Treatment of 14 intracranial aneurysms with the FRED system
- 1Department of Radiology, Methodist Neurological Institute, Houston, Texas, USA
- 2Department of Neurosurgery, Methodist Neurological Institute, Houston, Texas, USA
- 3Vascular Neurosurgery, Madre Bernarda Hospital, Cartagena, Colombia
- 4Interventional Neuroradiology, Madre Bernarda Hospital, Cartagena, Colombia
- Correspondence to Orlando Diaz, Department of Radiology Houston Methodist Hospital 6565 Fannin M-204 Houston, Texas 77030, USA;
- Received 3 August 2013
- Revised 2 September 2013
- Accepted 3 September 2013
- Published Online First 23 September 2013
Background Endovascular treatment of intracranial aneurysms via flow diversion has become increasingly popular over the past several years. The flow redirection endoluminal device (FRED; Microvention, Tustin, California, USA) system is a next generation closed cell paired stent flow diversion device.

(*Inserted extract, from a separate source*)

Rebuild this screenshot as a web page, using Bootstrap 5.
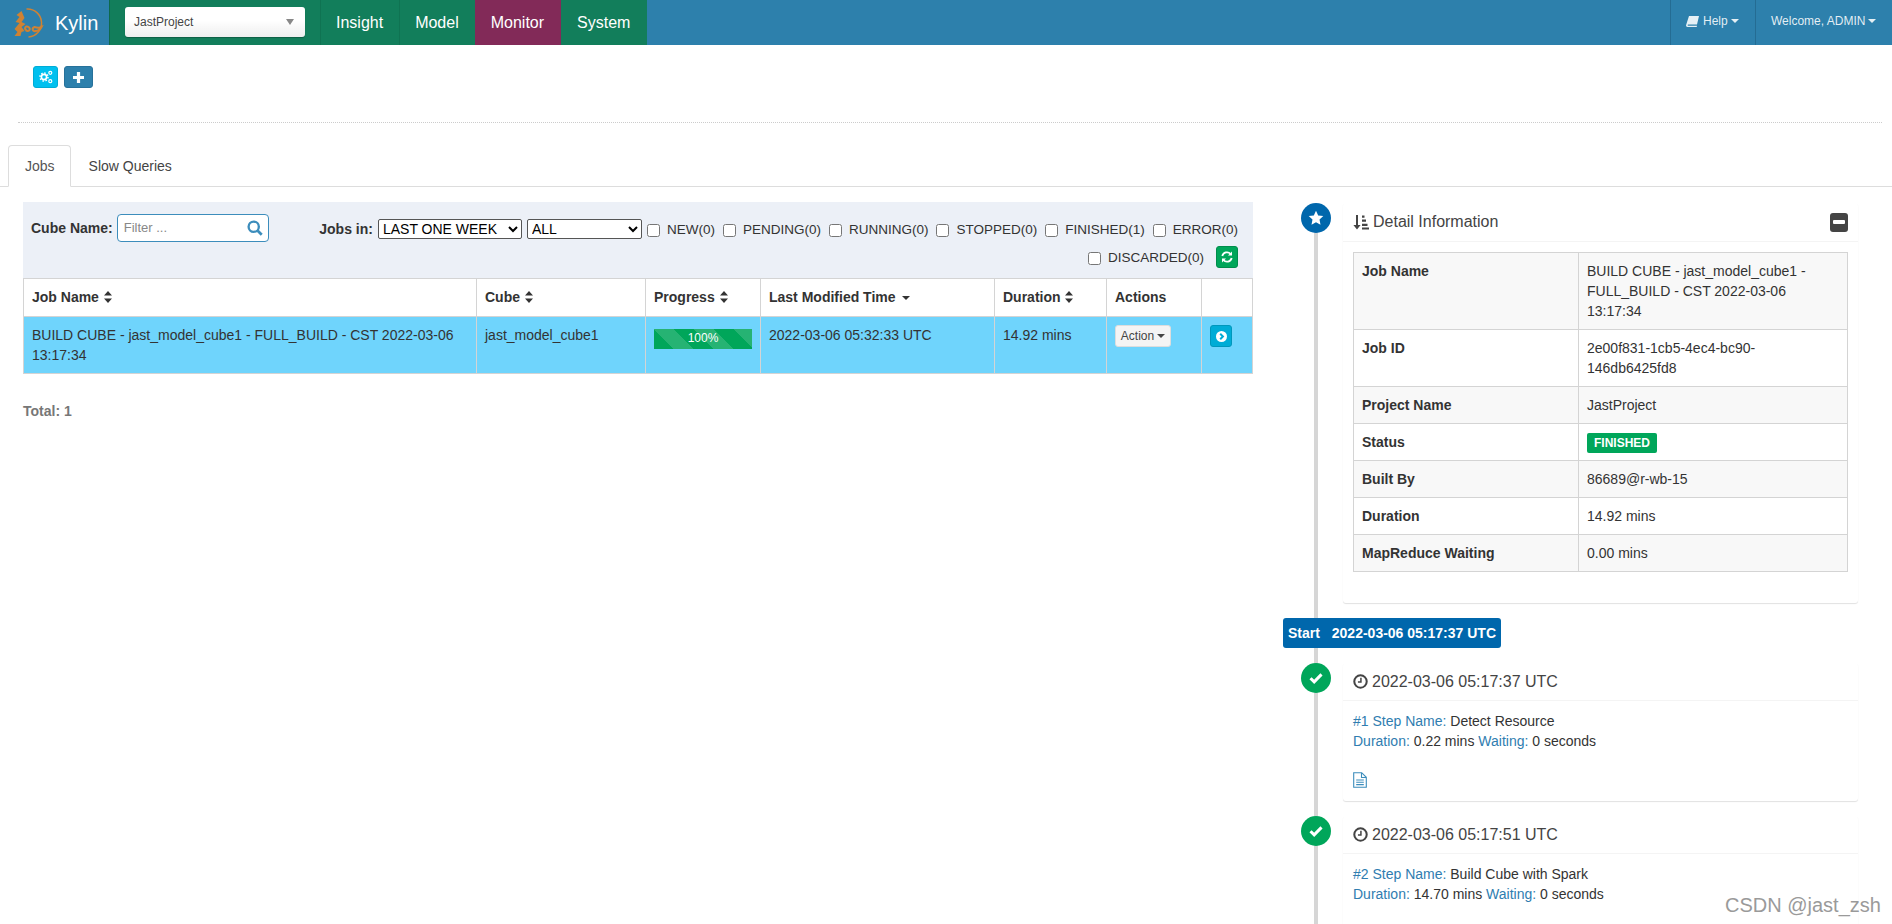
<!DOCTYPE html>
<html lang="en">
<head>
  <meta charset="UTF-8">
  <title>Kylin | Monitor</title>
  <link href="https://cdn.jsdelivr.net/npm/bootstrap@5.3.2/dist/css/bootstrap.min.css" rel="stylesheet">
<style>
  html, body { height: 924px; overflow: hidden; }
  body { font-family: "Liberation Sans", Arial, sans-serif; font-size: 14px; line-height: 20px; color: #333; background: #fff; }
  svg { display: inline-block; vertical-align: middle; }

  /* top bar */
  .kylin-bar { height: 45px; background: #2d80ac; padding: 0; flex-wrap: nowrap; justify-content: flex-start; }
  .kylin-brand { width: 109px; height: 45px; padding-left: 13px; color: #fff; font-size: 20px; gap: 11px; }
  .project-box { width: 211px; height: 45px; background: #127e5b; border-left: 1px solid #0d6a4c; padding: 7px 15px 0 15px; }
  .project-pick { width: 180px; height: 30px; padding: 0 9px; font-size: 12px; color: #444; border-radius: 3px; background: linear-gradient(#fff 45%, #eee); box-shadow: 0 1px 1px rgba(0,0,0,.25); }
  .project-arrow { width: 0; height: 0; border-left: 4px solid transparent; border-right: 4px solid transparent; border-top: 6px solid #888; margin-right: 2px; }
  .top-link { height: 45px; line-height: 45px; padding: 0 16px 0 15px; color: #fff; font-size: 16px; background: #127e5b; border-left: 1px solid #0f7352; text-decoration: none; }
  .top-link.is-on { background: #822a58; border-left: 0; padding: 0 17px 0 16px; }
  .top-link.is-on + .top-link { padding-left: 16px; border-left: 0; padding-right: 17px; }
  .side-link { height: 45px; line-height: 43px; color: rgba(255,255,255,.88); font-size: 12px; border-left: 1px solid #246c93; text-decoration: none; white-space: nowrap; }
  .side-help { width: 85px; padding-left: 15px; }
  .side-user { width: 137px; padding-left: 15px; }
  .down-caret { display: inline-block; width: 0; height: 0; margin-left: 3px; vertical-align: 2px; border-left: 4px solid transparent; border-right: 4px solid transparent; border-top: 4px solid currentColor; }

  /* buttons over the tabs */
  .tool-row { padding: 21px 0 0 33px; gap: 6px; height: 43px; }
  .mini-btn { height: 22px; padding: 0; border-radius: 3px; border: 1px solid transparent; color: #fff; display: inline-flex; align-items: center; justify-content: center; }
  .btn-cogs { width: 25px; background: #00c0ef; border-color: #00acd6; }
  .btn-add { width: 29px; background: #2d80ac; border-color: #27719a; }
  .btn-reload { width: 22px; background: #00a65a; border-color: #008d4c; }
  .btn-open { width: 22px; background: #00acd6; border-color: #0097bc; }
  .dot-rule { margin: 34px 10px 22px 18px; border: 0; border-top: 1px dotted #ccc; opacity: 1; }

  .kylin-tabs { padding-left: 8px; --bs-nav-tabs-border-color: #ddd; --bs-nav-tabs-border-radius: 4px; }
  .kylin-tabs .nav-link { height: 42px; padding: 10px 16px; color: #444; line-height: 20px; }
  .kylin-tabs .nav-link.active { color: #555; border-color: #ddd #ddd #fff; padding-right: 15px; margin-right: 1px; }

  /* left pane */
  .jobs-pane { width: 1260px; padding: 15px 15px 0; flex: none; }
  .job-filter { height: 76px; background: #ecf0f7; padding: 12px 15px 0 8px; }
  .filter-label { font-weight: 700; margin: 0 4px 0 0; }
  .filter-search { width: 152px; height: 28px; padding: 0 5px 0 6px; border: 1px solid #3c8dbc; border-radius: 4px; background: #fff; font-size: 13px; color: #888; }
  .filter-right { row-gap: 6px; padding-top: 4px; column-gap: 8px; }
  .filter-right .filter-label { margin: 0; }
  .filter-right select { height: 20px; font-size: 14px; font-family: "Liberation Sans", Arial, sans-serif; padding: 0; margin-left: -3px; color: #000; background: #fff; border: 1px solid #555; border-radius: 2px; }
  .select-range { width: 144px; }
  .filter-right .select-kind { width: 115px; margin-right: -3px; }
  .filter-right label { margin: 0; padding-top: 2px; color: #333; font-size: 13.5px; white-space: nowrap; display: inline-flex; align-items: center; gap: 7px; }
  .filter-right input { margin: 0; width: 13px; height: 13px; }
  .job-table { table-layout: fixed; width: 1230px; margin: 0; --bs-table-border-color: #d4d4d4; --bs-table-color: #333; }
  .job-table th, .job-table td { padding: 8px; line-height: 20px; }
  .job-table th { padding-bottom: 9px; white-space: nowrap; }
  .job-row > td { --bs-table-bg: #6fd4fc; }
  .sort-mark { margin-left: 1px; vertical-align: -1px; }
  .job-progress { --bs-progress-height: 20px; --bs-progress-border-radius: 0; --bs-progress-bg: #00a65a; margin-top: 4px; }
  .job-progress .progress-bar { background-color: #00a65a; background-size: 40px 40px; font-size: 12px; padding-bottom: 2px; }
  .action-btn { height: 22px; width: 56px; margin-top: 0; padding: 0; font-size: 12px; color: #444; background: #f4f4f4; border: 1px solid #ddd; border-radius: 3px; }
  .job-total { margin-top: 27px; font-weight: 700; color: #777; }

  /* right pane */
  .flow-pane { position: relative; width: 515px; margin-left: 75px; padding-top: 16px; flex: none; }
  .flow-line { position: absolute; left: -29px; top: 30px; bottom: -200px; width: 4px; background: #d6d6d6; }
  .flow-item { position: relative; margin-bottom: 15px; background: #fff; border-radius: 3px; box-shadow: 0 1px 1px rgba(0,0,0,.12); }
  .flow-dot { position: absolute; left: -42px; top: 0; width: 30px; height: 30px; border-radius: 50%; color: #fff; display: flex; align-items: center; justify-content: center; }
  .dot-blue { background: #0067ac; }
  .dot-green { background: #00a65a; }
  .flow-head { height: 39px; padding: 0 10px; font-size: 16px; color: #444; border-bottom: 1px solid #f4f4f4; gap: 4px; }
  .flow-head.is-step { height: 38px; padding-top: 0; }
  .flow-body { padding: 10px; }
  .fold-btn { width: 18px; height: 19px; background: #444; border-radius: 3px; }
  .detail-table { width: 495px; margin: 0 0 21px; table-layout: fixed; --bs-table-border-color: #d4d4d4; --bs-table-color: #333; --bs-table-striped-bg: #f8f8f8; --bs-table-striped-color: #333; }
  .detail-table th, .detail-table td { padding: 8px; line-height: 20px; }
  .detail-table th { width: 225px; }
  .state-tag { display: inline-block; height: 20px; line-height: 20px; padding: 0 7px; background: #00a65a; color: #fff; font-size: 12px; font-weight: 700; border-radius: 2px; }
  .flow-stamp { position: relative; display: inline-block; margin: 0 0 15px -60px; height: 30px; line-height: 30px; padding: 0 5px; background: #0067ac; color: #fff; font-weight: 700; border-radius: 3px; white-space: nowrap; }
  .stamp-time { margin-left: 8px; }
  .step-key { color: #2f7db0; }
  .step-file { margin-top: 18px; height: 22px; color: #3c8dbc; }
  .csdn-mark { position: absolute; left: 1725px; top: 894px; font-size: 20px; line-height: 22px; color: #9a9a9a; text-shadow: 0 0 2px #fff; white-space: nowrap; }
</style>
</head>
<body>

  <svg width="0" height="0" class="position-absolute">
    <symbol id="i-sort" viewBox="0 0 8 12"><path d="M4 0l4 4.600H0zM4 12L0 7.400h8z" fill="currentColor"/></symbol>
    <symbol id="i-check" viewBox="0 0 14 14"><path d="M1.500 7.200l3.700 3.700 7.300-7.500" fill="none" stroke="currentColor" stroke-width="3"/></symbol>
    <symbol id="i-clock" viewBox="0 0 14 14"><circle cx="7" cy="7" r="5.800" fill="none" stroke="currentColor" stroke-width="1.900"/><path d="M7.400 3.400v4H4.600" fill="none" stroke="currentColor" stroke-width="1.400"/></symbol>
    <symbol id="i-file" viewBox="0 0 14 16"><path d="M.7.7h8l4.600 4.600v10H.7zM8.500.9v4.600h4.600M3.200 8h7.600M3.200 10.300h7.600M3.200 12.600h7.600" fill="none" stroke="currentColor" stroke-width="1.100"/></symbol>
  </svg>

  <!-- Navbar -->
  <nav class="navbar navbar-expand kylin-bar">
    <a class="kylin-brand d-flex align-items-center text-decoration-none" href="#">
      <svg width="31" height="30" viewBox="0 0 30 30" class="flex-shrink-0" fill="none" stroke="#cf8233">
        <path d="M13 1a14 14 0 0 1 2 28" stroke-width="1.500"/>
        <path d="M8 3L3 7l3 2-4 5 4 1-5 6 3 3-3 4h6l1-4 3-1-3-4 4-3-4-2 3-4z" fill="#cf8233" stroke="none"/>
        <path d="M12 22c3 3 6-1 3-3s-5 2-2 3M21 19c-3 1-2 5 1 4 3 0 5-2 6-4-2 1-4 1-7 0z" stroke-width="2"/>
      </svg>
      <span>Kylin</span>
    </a>
    <div class="project-box">
      <div class="project-pick d-flex align-items-center justify-content-between">
        <span>JastProject</span><span class="project-arrow"></span>
      </div>
    </div>
    <div class="d-flex">
      <a class="top-link" href="#">Insight</a>
      <a class="top-link" href="#">Model</a>
      <a class="top-link is-on" href="#">Monitor</a>
      <a class="top-link" href="#">System</a>
    </div>
    <div class="d-flex ms-auto">
      <a class="side-link side-help" href="#">
        <svg width="13" height="11" viewBox="0 0 13 11" class="me-1"><path d="M3 0h10l-2 8.500H2.200c-.8 0-.8 1.200 0 1.200H11l-.3 1.300H1.500C.4 11-.2 10 .1 9z" fill="currentColor"/></svg>Help<span class="down-caret"></span>
      </a>
      <a class="side-link side-user" href="#">Welcome, ADMIN<span class="down-caret"></span></a>
    </div>
  </nav>

  <div class="d-flex tool-row">
    <button class="mini-btn btn-cogs" type="button" aria-label="Settings">
      <svg width="14" height="14" viewBox="0 0 14 14" fill="none" stroke="#fff">
        <circle cx="5" cy="7" r="2.600" stroke-width="1.600"/>
        <circle cx="5" cy="7" r="4" stroke-width="1.500" stroke-dasharray="1.500 1.600"/>
        <circle cx="11.300" cy="2.800" r="1.500" stroke-width="1.200"/>
        <circle cx="11.300" cy="11.200" r="1.500" stroke-width="1.200"/>
      </svg>
    </button>
    <button class="mini-btn btn-add" type="button" aria-label="Add">
      <svg width="11" height="11" viewBox="0 0 11 11"><path d="M5.500 0v11M0 5.500h11" stroke="#fff" stroke-width="3.200"/></svg>
    </button>
  </div>

  <hr class="dot-rule">

  <ul class="nav nav-tabs kylin-tabs">
    <li class="nav-item"><a class="nav-link active" href="#">Jobs</a></li>
    <li class="nav-item"><a class="nav-link" href="#">Slow Queries</a></li>
  </ul>

  <div class="d-flex">
    <div class="jobs-pane ms-2">
      <div class="job-filter d-flex">
        <div class="d-flex align-items-center align-self-start flex-shrink-0">
          <label class="filter-label">Cube Name:</label>
          <div class="filter-search d-flex align-items-center justify-content-between">
            <span>Filter ...</span>
            <svg width="16" height="16" viewBox="0 0 15 15" fill="none" stroke="#3c8dbc"><circle cx="6.300" cy="6.300" r="4.800" stroke-width="2.200"/><path d="M9.800 9.800l4 4" stroke-width="2.600"/></svg>
          </div>
        </div>
        <div class="filter-right d-flex flex-wrap flex-grow-1 justify-content-end align-items-center align-content-start">
          <span class="filter-label">Jobs in:</span>
          <select class="select-range"><option>LAST ONE WEEK</option></select>
          <select class="select-kind"><option>ALL</option></select>
          <label><input type="checkbox">NEW(0)</label>
          <label><input type="checkbox">PENDING(0)</label>
          <label><input type="checkbox">RUNNING(0)</label>
          <label><input type="checkbox">STOPPED(0)</label>
          <label><input type="checkbox">FINISHED(1)</label>
          <label><input type="checkbox">ERROR(0)</label>
          <label><input type="checkbox">DISCARDED(0)</label>
          <button class="mini-btn btn-reload ms-1" type="button" aria-label="Refresh">
            <svg width="12" height="12" viewBox="0 0 12 12" fill="none" stroke="#fff" stroke-width="1.800">
              <path d="M1.300 5A4.800 4.800 0 0 1 9.600 3"/><path d="M10.700 7A4.800 4.800 0 0 1 2.400 9"/>
              <path d="M11 .4v4H7zM1 11.600v-4h4z" fill="#fff" stroke="none"/>
            </svg>
          </button>
        </div>
      </div>

      <table class="table table-bordered job-table">
        <colgroup>
          <col style="width:453px"><col style="width:169px"><col style="width:115px"><col style="width:234px"><col style="width:112px"><col style="width:95px"><col>
        </colgroup>
        <thead>
          <tr>
            <th>Job Name <svg class="sort-mark" width="8" height="12"><use href="#i-sort"/></svg></th>
            <th>Cube <svg class="sort-mark" width="8" height="12"><use href="#i-sort"/></svg></th>
            <th>Progress <svg class="sort-mark" width="8" height="12"><use href="#i-sort"/></svg></th>
            <th>Last Modified Time <span class="down-caret"></span></th>
            <th>Duration <svg class="sort-mark" width="8" height="12"><use href="#i-sort"/></svg></th>
            <th>Actions</th>
            <th></th>
          </tr>
        </thead>
        <tbody>
          <tr class="job-row">
            <td>BUILD CUBE - jast_model_cube1 - FULL_BUILD - CST 2022-03-06 13:17:34</td>
            <td>jast_model_cube1</td>
            <td><div class="progress job-progress"><div class="progress-bar progress-bar-striped w-100">100%</div></div></td>
            <td>2022-03-06 05:32:33 UTC</td>
            <td>14.92 mins</td>
            <td><button class="action-btn" type="button">Action<span class="down-caret"></span></button></td>
            <td>
              <button class="mini-btn btn-open" type="button" aria-label="Open">
                <svg width="11" height="11" viewBox="0 0 11 11"><circle cx="5.500" cy="5.500" r="5.500" fill="#fff"/><path d="M4.200 2.800l2.700 2.700-2.700 2.700" fill="none" stroke="#00acd6" stroke-width="2"/></svg>
              </button>
            </td>
          </tr>
        </tbody>
      </table>
      <div class="job-total">Total: 1</div>
    </div>

    <div class="flow-pane">
      <div class="flow-line"></div>

      <div class="flow-item">
        <span class="flow-dot dot-blue">
          <svg width="16" height="16" viewBox="0 0 16 16"><path d="M8 .8l2.200 4.700 5.100.6-3.800 3.500 1 5.100L8 12.200l-4.500 2.500 1-5.100L.7 6.100l5.100-.6z" fill="#fff"/></svg>
        </span>
        <div class="flow-head d-flex align-items-center">
          <svg width="16" height="16" viewBox="0 0 16 16" fill="#444"><path d="M3 1h2v10h2.600L4 15.500.4 11H3zM9 1.500h2.500v2.200H9zM9 5.600h4v2.200H9zM9 9.700h5.500v2.200H9zM9 13.600h7v2H9z"/></svg>
          <span>Detail Information</span>
          <span class="fold-btn ms-auto d-flex align-items-center justify-content-center">
            <svg width="12" height="4" viewBox="0 0 12 4"><rect width="12" height="4" rx="1" fill="#fff"/></svg>
          </span>
        </div>
        <div class="flow-body">
          <table class="table table-bordered table-striped detail-table">
            <tbody>
              <tr><th>Job Name</th><td>BUILD CUBE - jast_model_cube1 - FULL_BUILD - CST 2022-03-06 13:17:34</td></tr>
              <tr><th>Job ID</th><td>2e00f831-1cb5-4ec4-bc90-146db6425fd8</td></tr>
              <tr><th>Project Name</th><td>JastProject</td></tr>
              <tr><th>Status</th><td class="py-0 align-middle"><span class="state-tag">FINISHED</span></td></tr>
              <tr><th>Built By</th><td>86689@r-wb-15</td></tr>
              <tr><th>Duration</th><td>14.92 mins</td></tr>
              <tr><th>MapReduce Waiting</th><td>0.00 mins</td></tr>
            </tbody>
          </table>
        </div>
      </div>

      <div class="flow-stamp">Start <span class="stamp-time">2022-03-06 05:17:37 UTC</span></div>

      <div class="flow-item">
        <span class="flow-dot dot-green"><svg width="14" height="14"><use href="#i-check"/></svg></span>
        <div class="flow-head is-step d-flex align-items-center">
          <svg width="15" height="15"><use href="#i-clock"/></svg>
          <span>2022-03-06 05:17:37 UTC</span>
        </div>
        <div class="flow-body">
          <div><span class="step-key">#1 Step Name:</span> Detect Resource</div>
          <div><span class="step-key">Duration:</span> 0.22 mins <span class="step-key">Waiting:</span> 0 seconds</div>
          <div class="step-file"><svg width="14" height="16"><use href="#i-file"/></svg></div>
        </div>
      </div>

      <div class="flow-item">
        <span class="flow-dot dot-green"><svg width="14" height="14"><use href="#i-check"/></svg></span>
        <div class="flow-head is-step d-flex align-items-center">
          <svg width="15" height="15"><use href="#i-clock"/></svg>
          <span>2022-03-06 05:17:51 UTC</span>
        </div>
        <div class="flow-body">
          <div><span class="step-key">#2 Step Name:</span> Build Cube with Spark</div>
          <div><span class="step-key">Duration:</span> 14.70 mins <span class="step-key">Waiting:</span> 0 seconds</div>
          <div class="step-file"><svg width="14" height="16"><use href="#i-file"/></svg></div>
        </div>
      </div>
    </div>
  </div>

  <div class="csdn-mark">CSDN @jast_zsh</div>

  <script src="https://cdn.jsdelivr.net/npm/bootstrap@5.3.2/dist/js/bootstrap.bundle.min.js"></script>
</body>
</html>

Objective Our initial clinical experience with the FRED system is described. We believe this series to be the first use of the FRED system in the western hemisphere.
Methods 14 aneurysms were treated utilizing the FRED system in 13 patients. Post-deployment angiography and fluoro CTs were obtained in all cases.
Results Immediate post-treatment angiography demonstrated reduced flow into all aneurysms although no long term angiographic data are yet available. The device proved technically easy to deploy and recapture after partial deployment if needed. No complications, technical or otherwise, were encountered. Radiographic visibility and ability to maintain its internal cylindrical shape in tortuous arteries, as demonstrated by fluoro CT, was at least as good as the pipeline embolization device.
Conclusions The FRED system was technically easy to deploy with no procedural complications occurring in this first reported series of 14 aneurysms. The ability of the FRED system to be recaptured after partial deployment and to maintain its internal shape in tortuous vessels was demonstrated well. Long term clinical and angiographic follow-up along with prospective studies are now needed to ascertain the role of the FRED in intracranial aneurysm treatment.